— Objective —
Type out the data exactly as given. Skip any image.
────────
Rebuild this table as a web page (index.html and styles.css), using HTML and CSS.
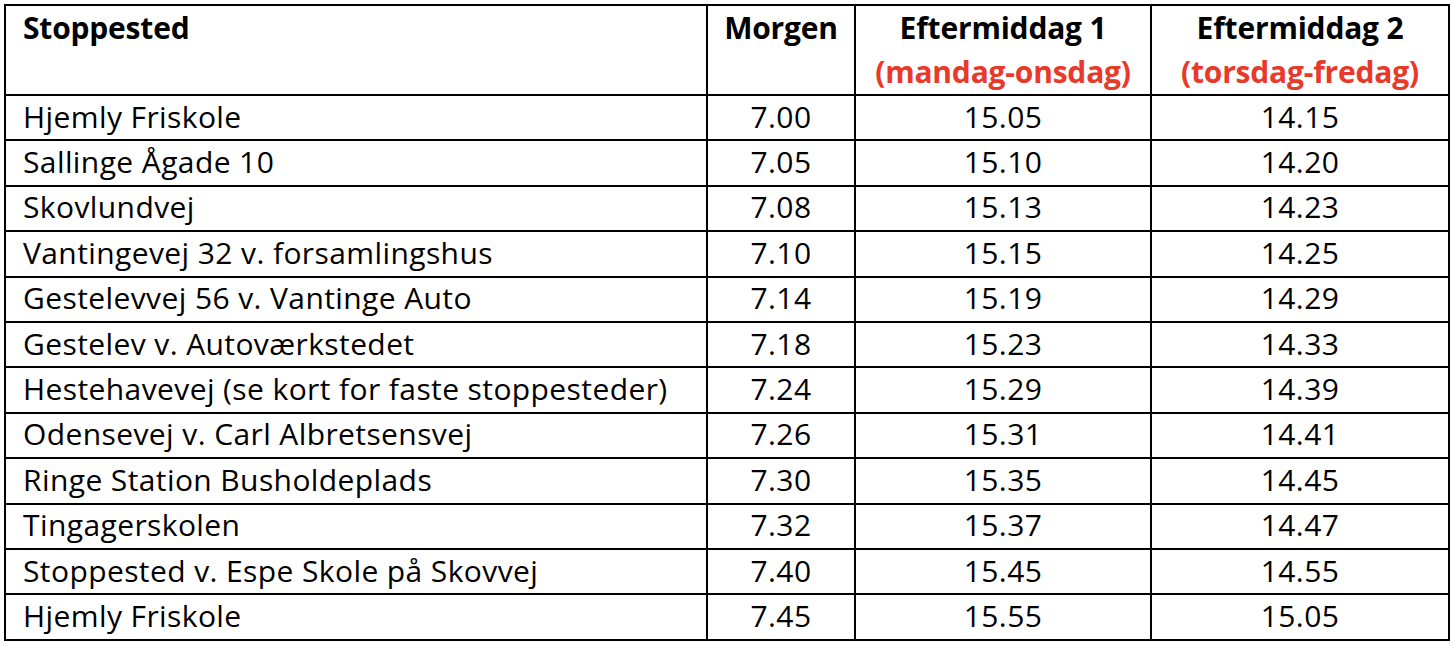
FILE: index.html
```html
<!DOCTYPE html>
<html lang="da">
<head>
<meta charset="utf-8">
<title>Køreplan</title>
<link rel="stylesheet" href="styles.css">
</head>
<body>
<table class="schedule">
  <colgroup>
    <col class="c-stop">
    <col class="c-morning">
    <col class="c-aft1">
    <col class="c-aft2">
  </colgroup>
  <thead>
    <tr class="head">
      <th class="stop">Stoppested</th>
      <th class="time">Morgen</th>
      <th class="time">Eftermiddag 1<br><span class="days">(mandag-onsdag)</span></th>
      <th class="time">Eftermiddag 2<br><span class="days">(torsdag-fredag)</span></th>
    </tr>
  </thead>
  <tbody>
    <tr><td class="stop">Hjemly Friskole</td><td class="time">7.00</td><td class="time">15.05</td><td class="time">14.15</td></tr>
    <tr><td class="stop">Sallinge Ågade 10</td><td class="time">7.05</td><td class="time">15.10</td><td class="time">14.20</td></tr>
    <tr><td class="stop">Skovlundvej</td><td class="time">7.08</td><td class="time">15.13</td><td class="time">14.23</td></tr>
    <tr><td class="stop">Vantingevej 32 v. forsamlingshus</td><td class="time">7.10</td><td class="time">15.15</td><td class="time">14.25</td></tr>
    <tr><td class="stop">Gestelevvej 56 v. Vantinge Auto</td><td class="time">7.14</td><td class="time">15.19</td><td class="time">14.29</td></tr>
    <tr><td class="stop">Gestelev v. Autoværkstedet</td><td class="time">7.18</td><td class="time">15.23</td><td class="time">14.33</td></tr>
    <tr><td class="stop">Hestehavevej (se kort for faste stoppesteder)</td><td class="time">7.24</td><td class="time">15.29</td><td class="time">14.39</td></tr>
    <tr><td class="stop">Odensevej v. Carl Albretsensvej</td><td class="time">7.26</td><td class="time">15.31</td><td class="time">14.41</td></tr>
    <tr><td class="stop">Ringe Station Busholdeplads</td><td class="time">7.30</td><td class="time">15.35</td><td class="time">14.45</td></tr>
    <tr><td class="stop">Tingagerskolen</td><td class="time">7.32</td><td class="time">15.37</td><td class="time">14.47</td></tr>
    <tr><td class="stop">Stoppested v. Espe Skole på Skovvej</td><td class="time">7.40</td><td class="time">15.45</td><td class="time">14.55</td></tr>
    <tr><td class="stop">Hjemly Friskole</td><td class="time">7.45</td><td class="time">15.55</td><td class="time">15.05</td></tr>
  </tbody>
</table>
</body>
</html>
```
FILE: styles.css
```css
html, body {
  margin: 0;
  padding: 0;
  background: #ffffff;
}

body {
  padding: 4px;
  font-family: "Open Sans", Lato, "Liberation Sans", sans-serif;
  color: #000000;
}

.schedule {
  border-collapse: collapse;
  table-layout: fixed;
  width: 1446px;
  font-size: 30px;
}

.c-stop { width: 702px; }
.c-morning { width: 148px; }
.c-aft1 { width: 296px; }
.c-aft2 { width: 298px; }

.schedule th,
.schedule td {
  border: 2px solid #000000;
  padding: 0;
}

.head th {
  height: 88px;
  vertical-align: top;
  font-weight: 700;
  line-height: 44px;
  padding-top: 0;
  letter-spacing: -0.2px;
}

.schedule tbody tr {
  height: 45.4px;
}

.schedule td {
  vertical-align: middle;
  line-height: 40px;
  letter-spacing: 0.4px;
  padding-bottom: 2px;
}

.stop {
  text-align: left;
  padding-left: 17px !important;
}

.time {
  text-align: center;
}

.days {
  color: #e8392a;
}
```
────────
— Full answer —
Rebuild this table as a web page (index.html and styles.css), using HTML and CSS.
FILE: index.html
```html
<!DOCTYPE html>
<html lang="da">
<head>
<meta charset="utf-8">
<title>Køreplan</title>
<link rel="stylesheet" href="styles.css">
</head>
<body>
<table class="schedule">
  <colgroup>
    <col class="c-stop">
    <col class="c-morning">
    <col class="c-aft1">
    <col class="c-aft2">
  </colgroup>
  <thead>
    <tr class="head">
      <th class="stop">Stoppested</th>
      <th class="time">Morgen</th>
      <th class="time">Eftermiddag 1<br><span class="days">(mandag-onsdag)</span></th>
      <th class="time">Eftermiddag 2<br><span class="days">(torsdag-fredag)</span></th>
    </tr>
  </thead>
  <tbody>
    <tr><td class="stop">Hjemly Friskole</td><td class="time">7.00</td><td class="time">15.05</td><td class="time">14.15</td></tr>
    <tr><td class="stop">Sallinge Ågade 10</td><td class="time">7.05</td><td class="time">15.10</td><td class="time">14.20</td></tr>
    <tr><td class="stop">Skovlundvej</td><td class="time">7.08</td><td class="time">15.13</td><td class="time">14.23</td></tr>
    <tr><td class="stop">Vantingevej 32 v. forsamlingshus</td><td class="time">7.10</td><td class="time">15.15</td><td class="time">14.25</td></tr>
    <tr><td class="stop">Gestelevvej 56 v. Vantinge Auto</td><td class="time">7.14</td><td class="time">15.19</td><td class="time">14.29</td></tr>
    <tr><td class="stop">Gestelev v. Autoværkstedet</td><td class="time">7.18</td><td class="time">15.23</td><td class="time">14.33</td></tr>
    <tr><td class="stop">Hestehavevej (se kort for faste stoppesteder)</td><td class="time">7.24</td><td class="time">15.29</td><td class="time">14.39</td></tr>
    <tr><td class="stop">Odensevej v. Carl Albretsensvej</td><td class="time">7.26</td><td class="time">15.31</td><td class="time">14.41</td></tr>
    <tr><td class="stop">Ringe Station Busholdeplads</td><td class="time">7.30</td><td class="time">15.35</td><td class="time">14.45</td></tr>
    <tr><td class="stop">Tingagerskolen</td><td class="time">7.32</td><td class="time">15.37</td><td class="time">14.47</td></tr>
    <tr><td class="stop">Stoppested v. Espe Skole på Skovvej</td><td class="time">7.40</td><td class="time">15.45</td><td class="time">14.55</td></tr>
    <tr><td class="stop">Hjemly Friskole</td><td class="time">7.45</td><td class="time">15.55</td><td class="time">15.05</td></tr>
  </tbody>
</table>
</body>
</html>
```
FILE: styles.css
```css
html, body {
  margin: 0;
  padding: 0;
  background: #ffffff;
}

body {
  padding: 4px;
  font-family: "Open Sans", Lato, "Liberation Sans", sans-serif;
  color: #000000;
}

.schedule {
  border-collapse: collapse;
  table-layout: fixed;
  width: 1446px;
  font-size: 30px;
}

.c-stop { width: 702px; }
.c-morning { width: 148px; }
.c-aft1 { width: 296px; }
.c-aft2 { width: 298px; }

.schedule th,
.schedule td {
  border: 2px solid #000000;
  padding: 0;
}

.head th {
  height: 88px;
  vertical-align: top;
  font-weight: 700;
  line-height: 44px;
  padding-top: 0;
  letter-spacing: -0.2px;
}

.schedule tbody tr {
  height: 45.4px;
}

.schedule td {
  vertical-align: middle;
  line-height: 40px;
  letter-spacing: 0.4px;
  padding-bottom: 2px;
}

.stop {
  text-align: left;
  padding-left: 17px !important;
}

.time {
  text-align: center;
}

.days {
  color: #e8392a;
}
```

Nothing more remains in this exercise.